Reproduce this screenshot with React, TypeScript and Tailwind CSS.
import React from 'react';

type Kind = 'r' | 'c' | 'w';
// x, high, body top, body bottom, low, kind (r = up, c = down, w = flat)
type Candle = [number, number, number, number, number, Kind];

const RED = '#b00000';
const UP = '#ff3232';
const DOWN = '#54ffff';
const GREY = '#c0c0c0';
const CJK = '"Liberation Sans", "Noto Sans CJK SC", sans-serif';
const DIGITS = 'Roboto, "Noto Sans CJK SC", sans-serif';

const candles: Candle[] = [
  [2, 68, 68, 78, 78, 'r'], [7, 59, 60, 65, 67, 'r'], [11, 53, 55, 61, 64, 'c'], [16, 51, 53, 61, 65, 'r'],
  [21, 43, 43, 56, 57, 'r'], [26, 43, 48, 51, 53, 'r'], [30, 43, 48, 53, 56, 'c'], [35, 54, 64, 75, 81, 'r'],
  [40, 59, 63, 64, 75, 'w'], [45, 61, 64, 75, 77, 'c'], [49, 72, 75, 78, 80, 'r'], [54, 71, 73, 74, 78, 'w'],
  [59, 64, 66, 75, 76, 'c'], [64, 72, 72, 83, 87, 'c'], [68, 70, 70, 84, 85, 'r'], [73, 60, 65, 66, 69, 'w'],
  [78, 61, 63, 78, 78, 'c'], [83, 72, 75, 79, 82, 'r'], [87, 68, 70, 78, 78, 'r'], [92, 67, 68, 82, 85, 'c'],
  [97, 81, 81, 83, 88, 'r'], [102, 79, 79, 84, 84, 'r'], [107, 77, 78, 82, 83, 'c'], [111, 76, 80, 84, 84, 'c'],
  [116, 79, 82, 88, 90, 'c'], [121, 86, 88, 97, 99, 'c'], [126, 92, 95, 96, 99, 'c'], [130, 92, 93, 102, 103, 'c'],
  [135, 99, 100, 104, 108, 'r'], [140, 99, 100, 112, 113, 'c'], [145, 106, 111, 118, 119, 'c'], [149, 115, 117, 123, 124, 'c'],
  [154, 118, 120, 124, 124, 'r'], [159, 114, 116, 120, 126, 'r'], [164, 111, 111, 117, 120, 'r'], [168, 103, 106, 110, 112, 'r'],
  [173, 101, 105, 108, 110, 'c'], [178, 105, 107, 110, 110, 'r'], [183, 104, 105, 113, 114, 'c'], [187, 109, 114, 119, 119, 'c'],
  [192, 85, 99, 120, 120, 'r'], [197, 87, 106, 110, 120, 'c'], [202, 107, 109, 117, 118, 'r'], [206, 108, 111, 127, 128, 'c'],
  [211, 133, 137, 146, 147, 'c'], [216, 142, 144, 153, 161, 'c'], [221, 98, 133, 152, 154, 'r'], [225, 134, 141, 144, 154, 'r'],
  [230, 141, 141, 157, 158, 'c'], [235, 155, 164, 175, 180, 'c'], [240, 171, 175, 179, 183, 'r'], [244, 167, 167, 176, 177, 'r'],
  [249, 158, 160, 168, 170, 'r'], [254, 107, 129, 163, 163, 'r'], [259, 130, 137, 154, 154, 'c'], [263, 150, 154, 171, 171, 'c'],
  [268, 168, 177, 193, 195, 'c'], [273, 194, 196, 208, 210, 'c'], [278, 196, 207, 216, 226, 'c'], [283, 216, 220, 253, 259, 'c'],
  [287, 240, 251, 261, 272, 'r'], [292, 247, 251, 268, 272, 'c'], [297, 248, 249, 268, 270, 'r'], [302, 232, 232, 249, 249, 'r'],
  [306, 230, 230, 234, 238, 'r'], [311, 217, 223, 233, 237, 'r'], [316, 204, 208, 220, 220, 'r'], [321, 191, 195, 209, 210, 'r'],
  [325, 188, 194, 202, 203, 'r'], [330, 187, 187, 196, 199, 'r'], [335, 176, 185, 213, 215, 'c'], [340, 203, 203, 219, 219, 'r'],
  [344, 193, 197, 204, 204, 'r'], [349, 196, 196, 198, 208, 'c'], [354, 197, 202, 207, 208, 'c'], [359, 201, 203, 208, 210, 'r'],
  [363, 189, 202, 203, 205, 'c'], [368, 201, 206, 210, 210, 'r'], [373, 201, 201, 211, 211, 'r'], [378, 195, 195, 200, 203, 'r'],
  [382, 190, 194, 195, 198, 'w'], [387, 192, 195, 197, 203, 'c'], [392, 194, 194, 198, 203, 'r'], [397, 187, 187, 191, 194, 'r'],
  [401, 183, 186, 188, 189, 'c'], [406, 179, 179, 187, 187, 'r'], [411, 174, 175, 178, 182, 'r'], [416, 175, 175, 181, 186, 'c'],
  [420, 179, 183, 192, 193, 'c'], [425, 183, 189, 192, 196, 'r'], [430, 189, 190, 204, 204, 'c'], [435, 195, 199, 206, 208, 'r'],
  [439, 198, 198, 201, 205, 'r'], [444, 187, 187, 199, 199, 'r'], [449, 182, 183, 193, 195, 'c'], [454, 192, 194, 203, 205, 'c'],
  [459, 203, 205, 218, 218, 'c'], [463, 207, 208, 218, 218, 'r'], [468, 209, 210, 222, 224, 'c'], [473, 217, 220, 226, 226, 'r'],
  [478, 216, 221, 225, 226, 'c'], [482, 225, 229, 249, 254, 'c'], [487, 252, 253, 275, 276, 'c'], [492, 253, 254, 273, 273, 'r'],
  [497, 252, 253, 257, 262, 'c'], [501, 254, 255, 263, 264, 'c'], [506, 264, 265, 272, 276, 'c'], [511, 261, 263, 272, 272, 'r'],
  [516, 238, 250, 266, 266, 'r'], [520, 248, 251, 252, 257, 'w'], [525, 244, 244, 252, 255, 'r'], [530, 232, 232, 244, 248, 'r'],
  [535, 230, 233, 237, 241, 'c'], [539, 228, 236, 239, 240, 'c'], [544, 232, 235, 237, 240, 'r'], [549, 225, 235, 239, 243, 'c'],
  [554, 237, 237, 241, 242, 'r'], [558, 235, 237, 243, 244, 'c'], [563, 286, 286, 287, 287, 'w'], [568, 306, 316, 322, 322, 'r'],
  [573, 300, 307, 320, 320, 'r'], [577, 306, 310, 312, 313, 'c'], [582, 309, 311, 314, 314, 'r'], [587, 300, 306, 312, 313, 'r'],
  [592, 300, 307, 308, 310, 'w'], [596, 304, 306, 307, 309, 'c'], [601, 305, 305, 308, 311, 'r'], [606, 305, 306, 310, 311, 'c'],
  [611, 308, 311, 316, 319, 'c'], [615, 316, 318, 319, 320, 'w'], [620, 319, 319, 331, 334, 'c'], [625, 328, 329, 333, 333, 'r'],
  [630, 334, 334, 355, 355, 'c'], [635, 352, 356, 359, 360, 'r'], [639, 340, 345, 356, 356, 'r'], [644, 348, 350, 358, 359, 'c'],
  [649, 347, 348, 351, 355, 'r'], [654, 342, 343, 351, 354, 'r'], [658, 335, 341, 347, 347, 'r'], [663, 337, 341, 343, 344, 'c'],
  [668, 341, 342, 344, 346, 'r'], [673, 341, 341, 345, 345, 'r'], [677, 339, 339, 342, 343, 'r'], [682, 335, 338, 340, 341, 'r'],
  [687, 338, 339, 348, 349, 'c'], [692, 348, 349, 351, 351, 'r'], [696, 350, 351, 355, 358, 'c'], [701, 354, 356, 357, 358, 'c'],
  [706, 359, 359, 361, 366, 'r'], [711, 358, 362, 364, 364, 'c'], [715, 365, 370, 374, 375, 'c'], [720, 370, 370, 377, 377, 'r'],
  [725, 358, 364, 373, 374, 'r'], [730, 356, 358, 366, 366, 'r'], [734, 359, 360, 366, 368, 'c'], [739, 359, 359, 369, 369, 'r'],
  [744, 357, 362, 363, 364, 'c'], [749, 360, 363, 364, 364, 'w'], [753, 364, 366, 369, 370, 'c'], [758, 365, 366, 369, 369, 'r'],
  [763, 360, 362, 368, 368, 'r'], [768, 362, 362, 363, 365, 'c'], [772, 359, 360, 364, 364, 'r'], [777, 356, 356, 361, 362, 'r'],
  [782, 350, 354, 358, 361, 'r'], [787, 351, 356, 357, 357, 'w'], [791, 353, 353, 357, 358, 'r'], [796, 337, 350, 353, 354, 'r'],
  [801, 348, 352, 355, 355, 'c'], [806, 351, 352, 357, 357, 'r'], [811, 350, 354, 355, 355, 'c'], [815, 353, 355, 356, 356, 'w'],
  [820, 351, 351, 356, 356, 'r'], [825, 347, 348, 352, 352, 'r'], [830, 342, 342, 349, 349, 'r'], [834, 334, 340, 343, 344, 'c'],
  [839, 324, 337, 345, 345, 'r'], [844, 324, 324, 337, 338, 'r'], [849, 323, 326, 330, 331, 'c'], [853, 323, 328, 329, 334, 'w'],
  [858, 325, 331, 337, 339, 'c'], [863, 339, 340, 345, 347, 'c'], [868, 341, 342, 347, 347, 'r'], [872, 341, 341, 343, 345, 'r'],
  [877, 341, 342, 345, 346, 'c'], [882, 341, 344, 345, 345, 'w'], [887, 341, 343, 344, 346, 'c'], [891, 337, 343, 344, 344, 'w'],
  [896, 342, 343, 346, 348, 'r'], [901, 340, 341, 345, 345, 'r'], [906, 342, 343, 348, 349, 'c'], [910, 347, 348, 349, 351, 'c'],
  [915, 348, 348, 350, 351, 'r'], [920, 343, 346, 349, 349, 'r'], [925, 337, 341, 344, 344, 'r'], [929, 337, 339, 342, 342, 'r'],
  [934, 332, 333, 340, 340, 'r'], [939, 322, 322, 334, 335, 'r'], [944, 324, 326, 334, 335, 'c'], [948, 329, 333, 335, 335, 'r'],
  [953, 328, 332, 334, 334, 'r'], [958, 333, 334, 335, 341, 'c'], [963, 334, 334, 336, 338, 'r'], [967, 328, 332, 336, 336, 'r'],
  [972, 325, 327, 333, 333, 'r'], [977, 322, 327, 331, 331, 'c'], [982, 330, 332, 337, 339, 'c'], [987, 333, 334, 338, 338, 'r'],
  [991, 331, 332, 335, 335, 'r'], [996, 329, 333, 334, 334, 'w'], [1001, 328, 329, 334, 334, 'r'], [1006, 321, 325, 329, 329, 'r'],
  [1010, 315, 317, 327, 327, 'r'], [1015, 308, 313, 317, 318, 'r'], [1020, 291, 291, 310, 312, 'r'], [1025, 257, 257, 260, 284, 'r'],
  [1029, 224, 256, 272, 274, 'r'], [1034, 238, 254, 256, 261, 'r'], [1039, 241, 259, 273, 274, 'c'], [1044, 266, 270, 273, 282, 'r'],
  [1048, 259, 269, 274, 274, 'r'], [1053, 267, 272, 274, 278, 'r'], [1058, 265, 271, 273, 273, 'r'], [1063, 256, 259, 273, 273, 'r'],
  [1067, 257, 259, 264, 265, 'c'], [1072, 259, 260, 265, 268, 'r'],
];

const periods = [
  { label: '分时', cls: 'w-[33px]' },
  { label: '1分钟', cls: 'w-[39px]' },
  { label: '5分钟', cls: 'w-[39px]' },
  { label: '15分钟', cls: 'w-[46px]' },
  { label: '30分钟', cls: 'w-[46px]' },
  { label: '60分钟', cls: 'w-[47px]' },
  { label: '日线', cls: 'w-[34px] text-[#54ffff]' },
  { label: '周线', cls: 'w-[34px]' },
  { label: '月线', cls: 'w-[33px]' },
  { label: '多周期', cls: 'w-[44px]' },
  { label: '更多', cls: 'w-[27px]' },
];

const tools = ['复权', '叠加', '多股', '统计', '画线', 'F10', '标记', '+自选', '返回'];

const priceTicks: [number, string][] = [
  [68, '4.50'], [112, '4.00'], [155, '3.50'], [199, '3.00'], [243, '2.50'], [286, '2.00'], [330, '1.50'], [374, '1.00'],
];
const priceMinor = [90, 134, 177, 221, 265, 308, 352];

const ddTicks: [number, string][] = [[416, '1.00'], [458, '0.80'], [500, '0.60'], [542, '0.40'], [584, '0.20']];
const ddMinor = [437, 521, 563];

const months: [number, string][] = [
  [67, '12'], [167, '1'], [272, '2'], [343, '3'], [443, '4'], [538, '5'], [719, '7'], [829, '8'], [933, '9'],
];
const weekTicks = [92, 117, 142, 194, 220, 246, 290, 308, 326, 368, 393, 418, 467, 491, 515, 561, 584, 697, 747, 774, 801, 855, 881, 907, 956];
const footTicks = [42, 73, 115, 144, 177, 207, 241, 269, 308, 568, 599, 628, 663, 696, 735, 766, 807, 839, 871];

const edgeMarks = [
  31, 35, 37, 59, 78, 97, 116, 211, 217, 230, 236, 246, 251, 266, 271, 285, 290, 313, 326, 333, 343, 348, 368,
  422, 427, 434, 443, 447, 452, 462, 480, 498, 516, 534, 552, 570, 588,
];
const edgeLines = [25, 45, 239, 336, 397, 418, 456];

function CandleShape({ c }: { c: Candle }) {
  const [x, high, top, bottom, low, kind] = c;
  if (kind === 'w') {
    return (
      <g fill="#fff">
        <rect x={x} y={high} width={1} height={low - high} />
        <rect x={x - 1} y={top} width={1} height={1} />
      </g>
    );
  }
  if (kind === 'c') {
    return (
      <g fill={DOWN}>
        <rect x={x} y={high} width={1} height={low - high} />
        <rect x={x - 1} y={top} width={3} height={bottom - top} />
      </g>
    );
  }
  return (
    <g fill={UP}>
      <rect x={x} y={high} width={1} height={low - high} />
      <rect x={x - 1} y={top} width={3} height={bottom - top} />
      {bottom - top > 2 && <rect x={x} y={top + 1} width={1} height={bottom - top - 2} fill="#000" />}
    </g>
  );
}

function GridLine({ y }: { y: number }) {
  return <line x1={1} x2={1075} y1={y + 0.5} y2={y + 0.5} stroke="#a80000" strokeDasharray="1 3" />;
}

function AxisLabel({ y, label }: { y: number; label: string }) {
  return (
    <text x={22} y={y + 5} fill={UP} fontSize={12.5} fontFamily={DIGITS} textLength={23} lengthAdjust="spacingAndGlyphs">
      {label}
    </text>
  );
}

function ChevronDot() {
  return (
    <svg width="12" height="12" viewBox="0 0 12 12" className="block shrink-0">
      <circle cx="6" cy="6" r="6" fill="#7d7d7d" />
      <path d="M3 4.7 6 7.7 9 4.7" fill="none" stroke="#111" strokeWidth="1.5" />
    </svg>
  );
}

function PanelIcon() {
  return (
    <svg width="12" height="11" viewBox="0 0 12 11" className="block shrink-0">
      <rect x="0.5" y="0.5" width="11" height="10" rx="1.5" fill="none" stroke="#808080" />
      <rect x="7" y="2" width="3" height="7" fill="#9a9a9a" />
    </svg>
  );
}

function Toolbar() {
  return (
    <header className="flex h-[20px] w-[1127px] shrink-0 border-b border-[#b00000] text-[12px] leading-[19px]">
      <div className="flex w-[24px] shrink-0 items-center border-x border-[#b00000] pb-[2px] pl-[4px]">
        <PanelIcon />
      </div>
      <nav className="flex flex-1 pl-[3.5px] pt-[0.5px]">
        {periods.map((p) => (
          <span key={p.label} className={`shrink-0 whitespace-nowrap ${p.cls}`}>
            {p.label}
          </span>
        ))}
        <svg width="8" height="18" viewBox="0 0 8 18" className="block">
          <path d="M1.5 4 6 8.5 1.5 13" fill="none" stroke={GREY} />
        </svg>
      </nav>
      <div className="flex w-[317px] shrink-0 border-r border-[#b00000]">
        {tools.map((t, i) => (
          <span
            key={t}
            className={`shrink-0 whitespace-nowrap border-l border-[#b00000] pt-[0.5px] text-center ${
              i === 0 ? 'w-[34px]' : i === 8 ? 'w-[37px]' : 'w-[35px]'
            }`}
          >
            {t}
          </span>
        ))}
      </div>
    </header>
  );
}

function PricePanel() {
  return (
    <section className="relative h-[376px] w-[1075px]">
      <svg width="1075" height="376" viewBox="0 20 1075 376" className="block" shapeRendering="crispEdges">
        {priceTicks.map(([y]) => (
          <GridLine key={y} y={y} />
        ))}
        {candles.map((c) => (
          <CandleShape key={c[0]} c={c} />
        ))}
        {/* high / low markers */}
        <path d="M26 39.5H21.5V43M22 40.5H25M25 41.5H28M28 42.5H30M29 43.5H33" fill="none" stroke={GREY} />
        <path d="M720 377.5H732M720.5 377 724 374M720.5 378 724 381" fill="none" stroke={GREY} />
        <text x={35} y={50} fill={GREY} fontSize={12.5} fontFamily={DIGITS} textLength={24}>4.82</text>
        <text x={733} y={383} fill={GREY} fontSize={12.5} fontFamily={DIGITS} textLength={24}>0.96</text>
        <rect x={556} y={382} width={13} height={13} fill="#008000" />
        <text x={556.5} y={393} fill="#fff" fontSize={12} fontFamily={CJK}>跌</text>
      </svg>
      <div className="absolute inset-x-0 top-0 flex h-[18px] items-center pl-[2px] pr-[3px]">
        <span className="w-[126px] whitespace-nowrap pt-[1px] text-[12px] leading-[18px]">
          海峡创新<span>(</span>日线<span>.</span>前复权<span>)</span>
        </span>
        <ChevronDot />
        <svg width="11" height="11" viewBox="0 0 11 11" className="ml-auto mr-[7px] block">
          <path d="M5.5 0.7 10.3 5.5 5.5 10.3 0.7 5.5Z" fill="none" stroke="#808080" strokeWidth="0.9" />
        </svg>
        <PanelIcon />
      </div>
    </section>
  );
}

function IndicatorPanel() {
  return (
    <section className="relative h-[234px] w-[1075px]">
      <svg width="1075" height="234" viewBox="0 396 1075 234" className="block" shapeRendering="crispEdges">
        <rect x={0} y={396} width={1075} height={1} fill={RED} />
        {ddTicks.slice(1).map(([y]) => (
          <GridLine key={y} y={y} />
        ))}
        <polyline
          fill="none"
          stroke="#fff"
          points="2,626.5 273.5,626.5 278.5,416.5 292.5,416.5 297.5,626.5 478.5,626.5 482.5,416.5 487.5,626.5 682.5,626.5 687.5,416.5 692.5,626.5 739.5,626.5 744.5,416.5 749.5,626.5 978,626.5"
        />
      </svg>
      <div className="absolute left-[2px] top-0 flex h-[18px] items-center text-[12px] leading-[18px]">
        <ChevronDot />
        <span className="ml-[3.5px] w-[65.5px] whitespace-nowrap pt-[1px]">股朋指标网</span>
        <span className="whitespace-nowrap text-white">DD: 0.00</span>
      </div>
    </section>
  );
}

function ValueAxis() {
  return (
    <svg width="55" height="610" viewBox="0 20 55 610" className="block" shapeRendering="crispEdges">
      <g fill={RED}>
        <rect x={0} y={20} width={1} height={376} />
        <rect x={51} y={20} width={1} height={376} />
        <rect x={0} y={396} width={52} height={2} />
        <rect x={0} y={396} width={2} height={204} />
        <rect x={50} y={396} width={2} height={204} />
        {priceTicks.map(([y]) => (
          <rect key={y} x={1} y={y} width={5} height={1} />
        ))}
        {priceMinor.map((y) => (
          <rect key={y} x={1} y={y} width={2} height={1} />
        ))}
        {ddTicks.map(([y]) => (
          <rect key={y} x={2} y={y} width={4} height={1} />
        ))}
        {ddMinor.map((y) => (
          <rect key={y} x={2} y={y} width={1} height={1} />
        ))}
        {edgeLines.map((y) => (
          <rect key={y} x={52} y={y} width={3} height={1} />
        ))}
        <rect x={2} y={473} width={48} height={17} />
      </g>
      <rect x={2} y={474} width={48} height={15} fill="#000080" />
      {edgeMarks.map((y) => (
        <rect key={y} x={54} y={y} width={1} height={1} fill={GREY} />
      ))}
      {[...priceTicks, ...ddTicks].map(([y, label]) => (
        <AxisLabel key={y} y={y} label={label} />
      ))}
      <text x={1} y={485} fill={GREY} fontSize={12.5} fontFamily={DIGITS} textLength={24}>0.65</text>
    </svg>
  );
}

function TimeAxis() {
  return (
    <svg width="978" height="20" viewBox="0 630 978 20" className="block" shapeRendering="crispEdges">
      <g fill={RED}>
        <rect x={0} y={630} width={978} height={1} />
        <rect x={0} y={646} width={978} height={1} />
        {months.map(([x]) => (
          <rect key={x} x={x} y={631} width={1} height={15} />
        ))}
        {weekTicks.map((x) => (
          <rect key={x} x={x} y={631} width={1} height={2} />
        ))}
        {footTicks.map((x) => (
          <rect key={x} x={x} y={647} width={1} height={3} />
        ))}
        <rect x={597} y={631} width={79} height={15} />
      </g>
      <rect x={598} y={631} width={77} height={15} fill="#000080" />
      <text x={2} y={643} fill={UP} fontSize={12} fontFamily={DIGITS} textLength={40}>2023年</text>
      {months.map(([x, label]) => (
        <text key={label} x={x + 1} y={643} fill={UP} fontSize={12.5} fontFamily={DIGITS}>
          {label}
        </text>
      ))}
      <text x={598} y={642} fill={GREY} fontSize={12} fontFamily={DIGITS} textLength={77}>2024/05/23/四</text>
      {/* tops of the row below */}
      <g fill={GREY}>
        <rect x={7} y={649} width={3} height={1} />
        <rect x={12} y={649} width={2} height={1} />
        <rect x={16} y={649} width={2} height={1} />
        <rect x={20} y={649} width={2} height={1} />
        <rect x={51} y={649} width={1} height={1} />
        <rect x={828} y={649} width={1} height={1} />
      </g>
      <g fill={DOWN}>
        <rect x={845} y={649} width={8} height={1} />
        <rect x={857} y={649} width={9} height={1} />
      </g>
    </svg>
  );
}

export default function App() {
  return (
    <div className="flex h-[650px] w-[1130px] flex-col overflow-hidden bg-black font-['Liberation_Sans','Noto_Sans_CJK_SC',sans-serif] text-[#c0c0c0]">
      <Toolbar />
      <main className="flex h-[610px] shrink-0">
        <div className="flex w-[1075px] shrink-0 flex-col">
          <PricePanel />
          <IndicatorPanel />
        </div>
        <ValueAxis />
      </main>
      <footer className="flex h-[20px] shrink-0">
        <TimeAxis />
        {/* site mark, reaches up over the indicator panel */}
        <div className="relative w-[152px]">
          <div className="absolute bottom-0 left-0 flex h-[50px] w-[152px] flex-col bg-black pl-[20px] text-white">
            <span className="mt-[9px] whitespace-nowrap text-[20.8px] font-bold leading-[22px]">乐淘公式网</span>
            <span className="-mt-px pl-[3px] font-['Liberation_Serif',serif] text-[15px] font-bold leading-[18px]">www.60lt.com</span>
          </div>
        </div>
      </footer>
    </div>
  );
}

• _GIVEN TASK_:
Print exactly, and only, the lines beginning at the top of the listing and ending at the line with "type Candle = [number, number, number, number, number, Kind];".

• _WRITTEN RESPONSE_:
Reproduce this screenshot with React, TypeScript and Tailwind CSS.
import React from 'react';

type Kind = 'r' | 'c' | 'w';
// x, high, body top, body bottom, low, kind (r = up, c = down, w = flat)
type Candle = [number, number, number, number, number, Kind];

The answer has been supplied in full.